La famille d'un officier américain qui avait gagné trois tableaux lors d'une partie de poker disputée pendant la Seconde Guerre mondiale, a restitué mardi ces oeuvres volées à leur propriétaire légitime.

Deux toiles supplémentaires acquises par une bibliothécaire qui servait dans l'armée américaine fin 1945 en Allemagne ont également été rendues lors d'une cérémonie mardi au département d'État à Washington. Les oeuvres avaient été localisées grâce à une fondation américaine.

«Ces tableaux sont juste la partie émergée de l'iceberg de centaines de milliers de toiles et autres objets culturels qui sont toujours manquants depuis la Seconde Guerre mondiale», a commenté Robert Edsel, fondateur et président de la Monuments men Foundation.

Cette fondation a repris le nom du groupe constitué de soldats américains dont la mission était de récupérer les milliers d'oeuvres d'art pillées par les nazis après le conflit mondial. Ces «Monuments Men» ont été rendus célèbres par le film de George Clooney en 2014.

Le major William Oftebro, du 750e bataillon de chars, avait obtenu les trois tableaux alors qu'il était chargé de surveiller une mine de potassium près de Dessau, dans ce qui est aujourd'hui le Land de Saxe-Anhalt dans le centre de l'Allemagne.

Des responsables d'un musée local avaient conservé la collection en sous-sol pour la protéger des bombardements alliés sur l'Allemagne nazie.

D'après la Fondation, Oftebro avait expédié par la poste ces oeuvres d'art du peintre flamand Frans Francken III, de l'Allemand Christian Wilhelm Ernst Dietrich et de l'Autrichien Franz de Paula Ferg, expliquant à sa famille aux États-Unis les avoir gagnées au poker.

En août dernier, soit plusieurs années après la mort du major américain, son beau-fils James Hetherington avait contacté la Fondation après avoir appris son existence grâce au film de George Clooney, inspiré d'un ouvrage de M. Edsel.

Ce dernier a profité de l'aura de Hollywood pour créer une ligne téléphonique gratuite où recevoir des indications pour retrouver la piste d'oeuvres d'art disparues et qui, dans de nombreux cas, ont traversé l'Atlantique illégalement.

«Cela s'est avéré très positif», a-t-il expliqué, précisant que son équipe était encore en train d'examiner des centaines de pistes.

Dans un coffre-fort

Une seconde découverte présentée mardi - qui concerne un tableau de la reine Victoria en compagnie de sa fille aînée et un autre de Charles 1er d'Angleterre - a également été possible grâce à cette initiative.

D'après la fondation, ces deux toiles se trouvaient dans le château de Friedrichshof, situé au nord de Francfort et qui a été réquisitionné en avril 1945 par les troupes américaines.

Elles se sont retrouvées entre les mains de Margaret Reeb, une bibliothécaire des Special Services - qui s'occupaient des divertissements - de l'armée des États-Unis.

«Nous ne savons pas auprès de qui elle les a acquises, ni combien elle a payé.
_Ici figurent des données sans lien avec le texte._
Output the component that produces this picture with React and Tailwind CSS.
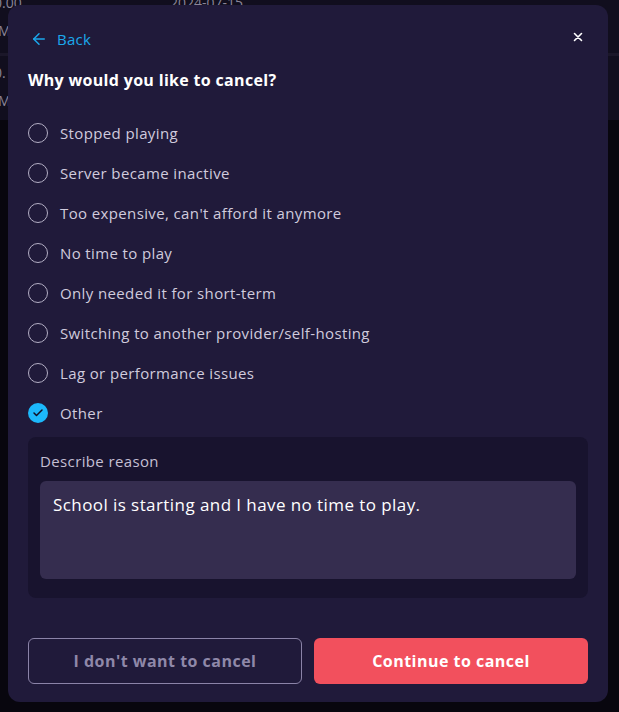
import React, { useState } from 'react'
import { ArrowLeft, Check } from 'lucide-react'

const reasons = [
  'Stopped playing',
  'Server became inactive',
  "Too expensive, can't afford it anymore",
  'No time to play',
  'Only needed it for short-term',
  'Switching to another provider/self-hosting',
  'Lag or performance issues',
  'Other',
]

const App = () => {
  const [selected, setSelected] = useState('Other')
  const [reason, setReason] = useState('School is starting and I have no time to play.')

  return (
    <div className="relative h-[712px] w-full overflow-hidden bg-[#08060e] text-white" style={{ fontFamily: '"Open Sans", "Liberation Sans", sans-serif' }}>
      {/* page behind the modal */}
      <div className="bg-[#110e1e] text-[14px] text-[#8a8599]">
        <div className="relative h-[53px]">
          <span className="absolute left-[-6px] top-[-8px]">0.00</span>
          <span className="absolute left-[170px] top-[-8px]">2024-07-15</span>
          <span className="absolute left-[-2px] top-[20px]">M</span>
        </div>
        <div className="h-[3px] bg-[#1b1729]"></div>
        <div className="relative h-[64px]">
          <span className="absolute left-[-6px] top-[6px]">0.</span>
          <span className="absolute left-[-2px] top-[34px]">M</span>
        </div>
      </div>

      {/* modal */}
      <div className="absolute left-[8px] top-[5px] w-[600px] rounded-xl bg-[#201a3a] px-5 pb-[18px] pt-[24px]">
        <div className="flex h-5 items-center justify-between">
          <button className="flex items-center gap-[9px] pl-[2px] text-[15px] tracking-[0.02em] text-[#1ba8ec]">
            <ArrowLeft size={18} strokeWidth={2} />
            Back
          </button>
          <button className="mr-[5px] mt-[-4px] text-white">
            <svg width="10" height="10" viewBox="0 0 10 10" stroke="currentColor" strokeWidth="1.6" strokeLinecap="round">
              <path d="M1.5 1.5l7 7M8.5 1.5l-7 7" />
            </svg>
          </button>
        </div>

        <h2 className="mt-[19px] text-[16px] font-bold leading-6 tracking-[0.02em] text-white">Why would you like to cancel?</h2>

        <div className="mt-[21px] flex flex-col">
          {reasons.map((r) => (
            <label key={r} className="flex h-10 cursor-pointer items-center gap-3" onClick={() => setSelected(r)}>
              {selected === r ? (
                <span className="flex h-5 w-5 items-center justify-center rounded-full bg-[#1cb8fb] text-[#120e22]">
                  <Check size={12} strokeWidth={3} />
                </span>
              ) : (
                <span className="h-5 w-5 rounded-full border-[1.5px] border-[#b3aec4]"></span>
              )}
              <span className="text-[15px] tracking-[0.025em] text-[#d0cbdd]">{r}</span>
            </label>
          ))}
        </div>

        {selected === 'Other' && (
          <div className="mt-1 rounded-lg bg-[#18132e] px-3 pb-[19px] pt-[14px]">
            <div className="text-[15px] leading-5 tracking-[0.025em] text-[#c4bfd3]">Describe reason</div>
            <textarea
              className="mt-[10px] block h-[98px] w-full resize-none rounded-md bg-[#352d4f] px-[13px] pt-[12px] text-[17px] leading-6 tracking-[0.025em] text-white outline-none"
              value={reason}
              onChange={(e) => setReason(e.target.value)}
            />
          </div>
        )}

        <div className="mt-10 grid grid-cols-2 gap-3">
          <button className="h-[46px] rounded-md border border-[#8b83a8] text-[16px] font-bold tracking-[0.03em] text-[#8f88a9]">
            I don't want to cancel
          </button>
          <button className="h-[46px] rounded-md bg-[#f2505d] text-[16px] font-bold tracking-[0.03em] text-white">
            Continue to cancel
          </button>
        </div>
      </div>
    </div>
  )
}

export default App
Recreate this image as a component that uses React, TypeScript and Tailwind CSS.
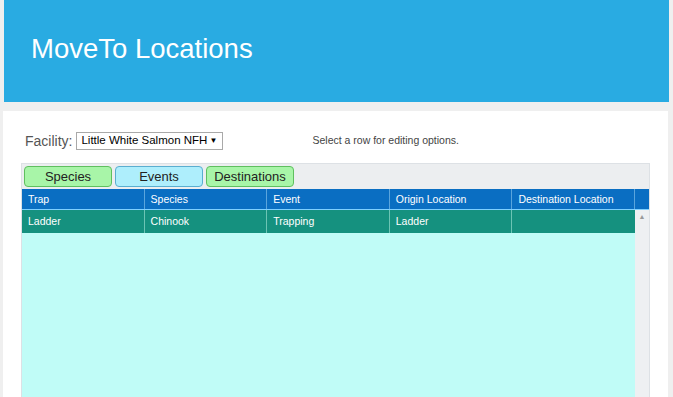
import React from "react";

const COLUMNS = ["Trap", "Species", "Event", "Origin Location", "Destination Location"];
const ROWS = [["Ladder", "Chinook", "Trapping", "Ladder", ""]];

const TABS = [
  { label: "Species", cls: "bg-[#a8f5a8] border-[#5fbf5f]" },
  { label: "Events", cls: "bg-[#aeeefc] border-[#5aaed0]" },
  { label: "Destinations", cls: "bg-[#a8f5a8] border-[#5fbf5f]" },
];

export default function App() {
  return (
    <div className="w-[673px] h-[397px] overflow-hidden bg-[#efefef] font-['Liberation_Sans',Arial,sans-serif]">
      <header className="mx-[4px] h-[102px] bg-[#29abe2] flex items-center pl-[27px] pb-[4px]">
        <h1 className="text-[27.5px] text-white leading-none">MoveTo Locations</h1>
      </header>

      <main className="ml-[3px] mr-[5px] mt-[9px] h-[290px] bg-white pl-[18px] pr-[18px] pt-[21px]">
        {/* toolbar */}
        <div className="flex items-center h-[18px]">
          <span className="ml-[4px] text-[14px] text-[#555]">Facility:</span>
          <div className="ml-[4px] w-[147px] h-[18px] border border-[#a9a9a9] flex items-center justify-between pl-[4px] pr-[5px] text-[11.5px] text-black whitespace-nowrap">
            <span>Little White Salmon NFH</span>
            <span className="text-[8px]">▼</span>
          </div>
          <span className="ml-[89px] text-[10.5px] text-[#444]">Select a row for editing options.</span>
        </div>

        {/* grid */}
        <div className="mt-[13px] w-[629px] h-[240px] border border-[#dde1e5] bg-[#eceef0] flex flex-col">
          <div className="flex gap-[3px] px-[2px] pt-[2px] h-[25px]">
            {TABS.map((t) => (
              <div
                key={t.label}
                className={`w-[88px] h-[21px] rounded-[4px] border text-[13px] text-[#222] flex items-center justify-center ${t.cls}`}
              >
                {t.label}
              </div>
            ))}
          </div>

          <div className="flex h-[20px] bg-[#0a6ec2] text-white text-[10.5px]">
            {COLUMNS.map((c) => (
              <div key={c} className="w-[122.6px] border-r border-[#5aa5dd] flex items-center pl-[6px] pt-[1px]">
                {c}
              </div>
            ))}
            <div className="flex-1" />
          </div>

          <div className="flex flex-1 border-t border-[#7fd0ff]">
            <div className="w-[613px] bg-[#c0fcf7]">
              {ROWS.map((r, i) => (
                <div key={i} className="flex h-[23px] bg-[#15917f] text-white text-[10.5px]">
                  {r.map((v, j) => (
                    <div
                      key={j}
                      className="w-[122.6px] border-r border-[#6cc4b4] last:border-r-0 flex items-center pl-[6px]"
                    >
                      {v}
                    </div>
                  ))}
                </div>
              ))}
            </div>
            <div className="flex-1 bg-[#eef0f2] flex justify-center pt-[3px]">
              <span className="text-[7px] text-[#999] leading-none">▲</span>
            </div>
          </div>
        </div>
      </main>
    </div>
  );
}
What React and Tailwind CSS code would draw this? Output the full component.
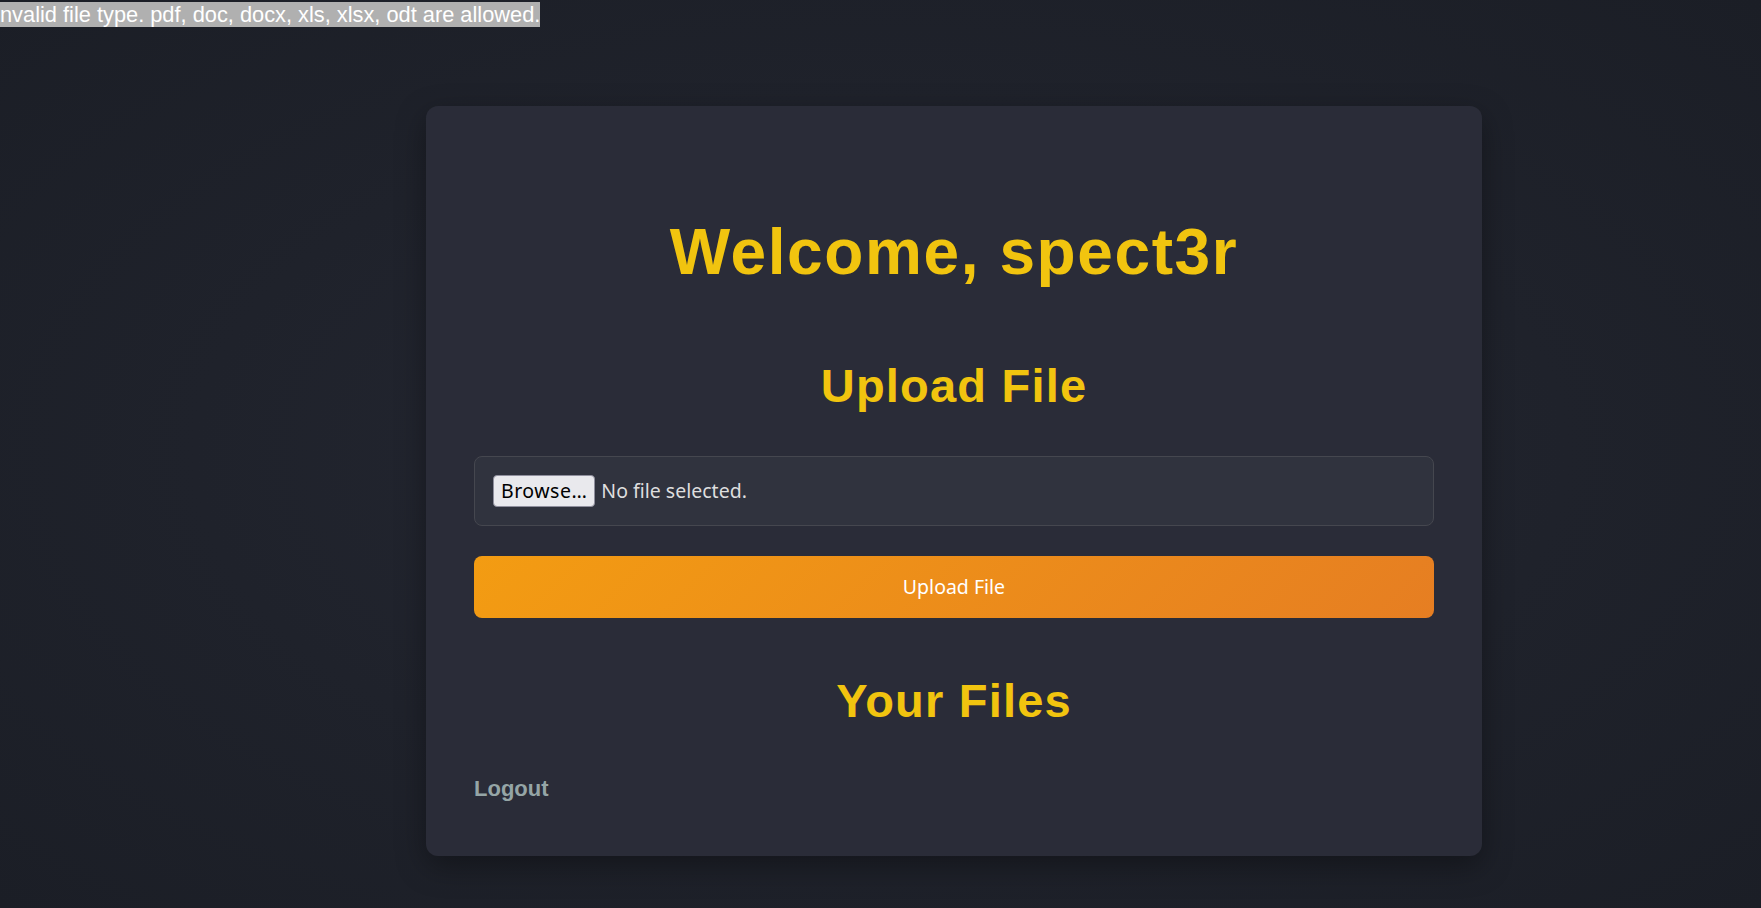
import React from "react";

export default function App() {
  return (
    <div className="relative min-h-[908px] w-full overflow-hidden bg-[radial-gradient(ellipse_at_center,#252833_0%,#1f222b_55%,#1b1e26_100%)]">
      <div className="absolute left-0 top-[2px] whitespace-nowrap">
        <span className="inline-block bg-[#b0b0b0] text-white text-[21.8px] leading-[25px] font-['Liberation_Sans',Arial,sans-serif]">
          nvalid file type. pdf, doc, docx, xls, xlsx, odt are allowed.
        </span>
      </div>

      <div className="flex pl-[426px] pt-[106px] pb-[52px]">
        <div className="w-[1056px] rounded-[12px] bg-[#2a2c38] shadow-[0_10px_30px_rgba(0,0,0,0.35)] px-[48px] pt-[109px] pb-[53px] flex flex-col font-['Liberation_Sans',Arial,sans-serif]">
          <h1 className="text-center text-[64px] leading-[74px] font-bold tracking-[1.6px] text-[#f1c40f]">
            Welcome, spect3r
          </h1>
          <h2 className="mt-[69px] text-center text-[47px] leading-[56px] font-bold tracking-[1.2px] text-[#f1c40f]">
            Upload File
          </h2>
          <div className="mt-[42px] h-[70px] rounded-[8px] border border-[#45474f] bg-[#30333e] px-[18px] flex items-center">
            <span className="h-[32px] px-[7px] flex items-center rounded-[4px] border border-[#8f8f9d] bg-[#e9e9ed] text-black text-[19.5px] tracking-[0.5px] font-['Noto_Sans',sans-serif]">
              Browse…
            </span>
            <span className="ml-[6px] text-[#dedede] text-[19.5px] font-['Noto_Sans',sans-serif]">
              No file selected.
            </span>
          </div>
          <button className="mt-[30px] h-[62px] w-full rounded-[8px] bg-[linear-gradient(135deg,#f39c12,#e67e22)] text-white text-[19.5px] font-['Noto_Sans',sans-serif]">
            Upload File
          </button>
          <h2 className="mt-[55px] text-center text-[47px] leading-[56px] font-bold tracking-[1.2px] text-[#f1c40f]">
            Your Files
          </h2>
          <div className="mt-[47px]">
            <a className="text-[22px] leading-[26px] font-bold text-[#95a5a6]">Logout</a>
          </div>
        </div>
      </div>
    </div>
  );
}
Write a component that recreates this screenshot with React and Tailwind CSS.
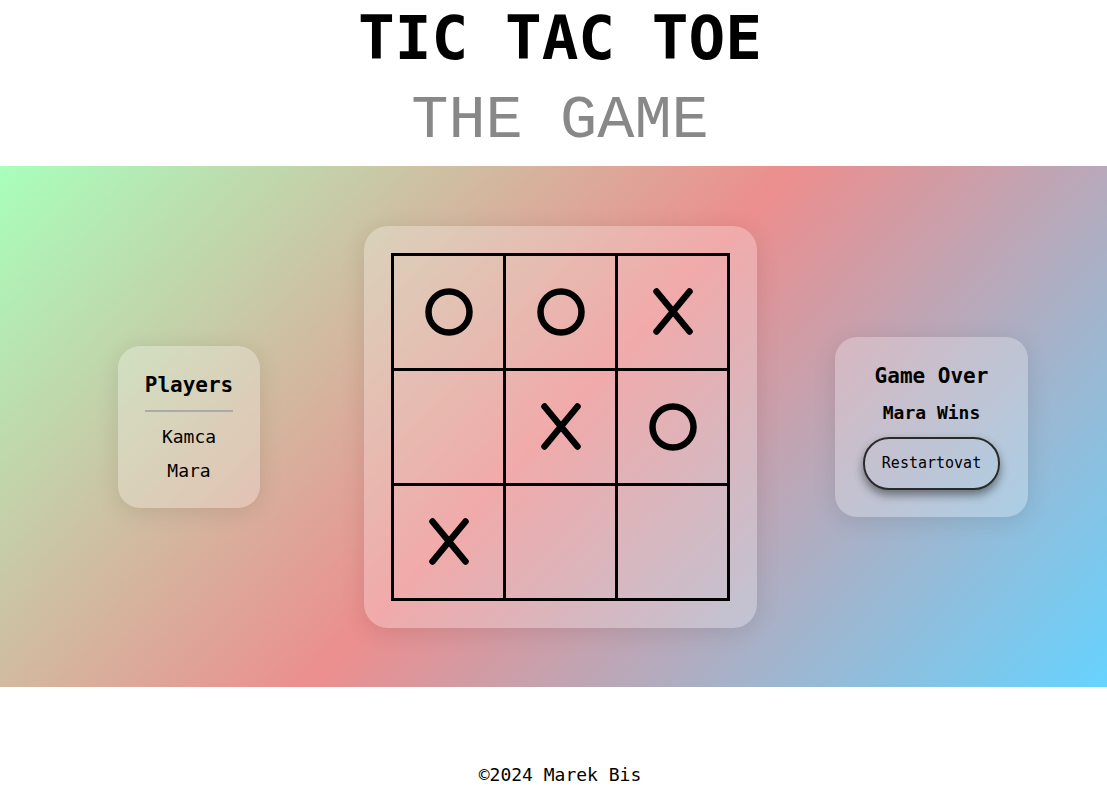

Mais elle s'est retrouvée en leur possession et les a ramenées aux États-Unis, et elles se trouvaient dans un coffre-fort depuis lors», a indiqué à l'AFP Randy Holland, un neveu de la bibliothécaire, qui a assisté à la cérémonie de mardi.

«Lorsque nous les avons découvertes après sa mort il y a dix ans, nous les avons conservées dans le coffre-fort parce que nous ne savions pas quoi en faire», a-t-il expliqué, précisant que son frère Mike avait entendu parler de la fondation à la radio.

La famille a alors décidé de les rendre à leur propriétaire légitime, un comte allemand qui gère désormais un hôtel cinq étoiles dans le domaine de ses ancêtres.

«Nous avons pensé que c'était tout simplement la bonne chose à faire», a poursuivi Randy Holland, âgé de 70 ans et ancien employé des impôts dans le Montana.

La secrétaire d'État adjointe Victoria Nuland a rendu hommage aux «efforts des familles, aux efforts de la Monuments Men Foundation» qui permettent «désormais aux États-Unis de participer à la réparation des erreurs du passé».

«Et c'est particulièrement émouvant de le faire cette semaine qui marque également le 70e anniversaire de la fin de la guerre en Europe», a-t-elle relevé.

L'ambassadeur d'Allemagne Peter Wittig a assuré les familles «que ces oeuvres d'art qui rentrent chez elles vont occuper une place de choix».

Il a également déploré «la campagne sans précédent de pillage et de spoliation de trésors culturels de grande valeur opérée par le régime nazi», à l'origine de la grande majorité des vols d'art pendant la Seconde guerre mondiale.

Lors d'une cérémonie mardi à New York, un tableau du 17e siècle, volé par les nazis à Paris à un historien de l'art allemand mort à Auschwitz, a été restitué à sa fille.